The system does work cohesively to create an inverse index and a web interface for querying the index. A few issues are apparent from testing that can be improved upon:
1. Querying with two terms (bigrams) doesn't work as a pair. This isn't a bug but was not taken into consideration for the original design.
2. The crawler was designed to primarily crawl wikipedia pages. As such, it wasn't tested as much against other types of pages. While it should work fine, results may be unexpected.
3. There are a lot of improvements that can be made at the indexer side to build a stronger / more cohesive index. This goes along with issue #1 with optimizing for bigrams.

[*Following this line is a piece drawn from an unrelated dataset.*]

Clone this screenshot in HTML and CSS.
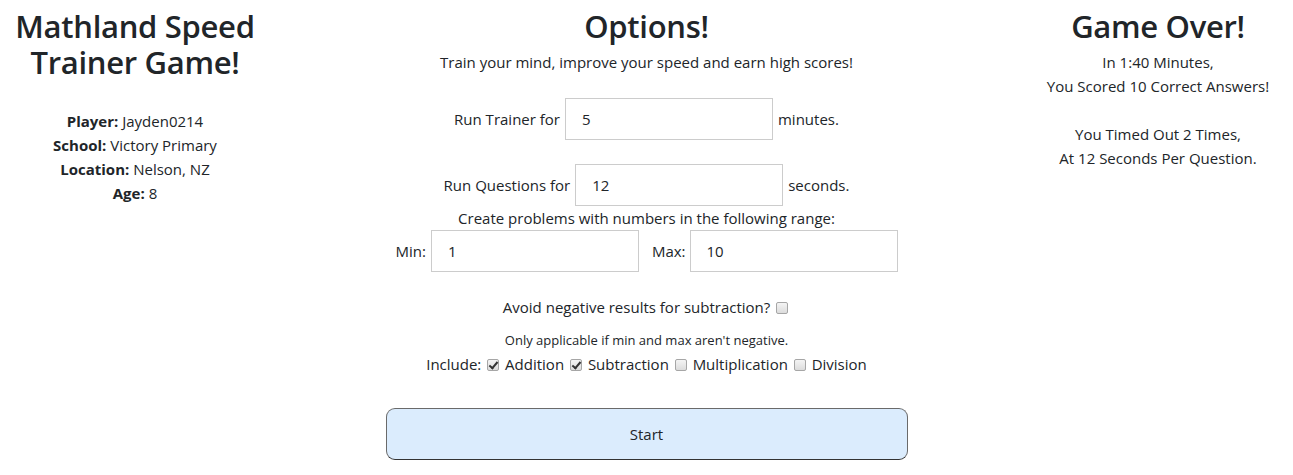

The web interface works well and the REST API returns the proper data. In a future iteration, more metadata including scrape timestamp and page name should be included with the index for more detailed results.

## Data Sources

In the examples above, the wikipedia pages for [Formula SAE](https://en.wikipedia.org/wiki/Formula_SAE) and [Formula Hybrid](https://en.wikipedia.org/wiki/Formula_Hybrid) were used to build a index.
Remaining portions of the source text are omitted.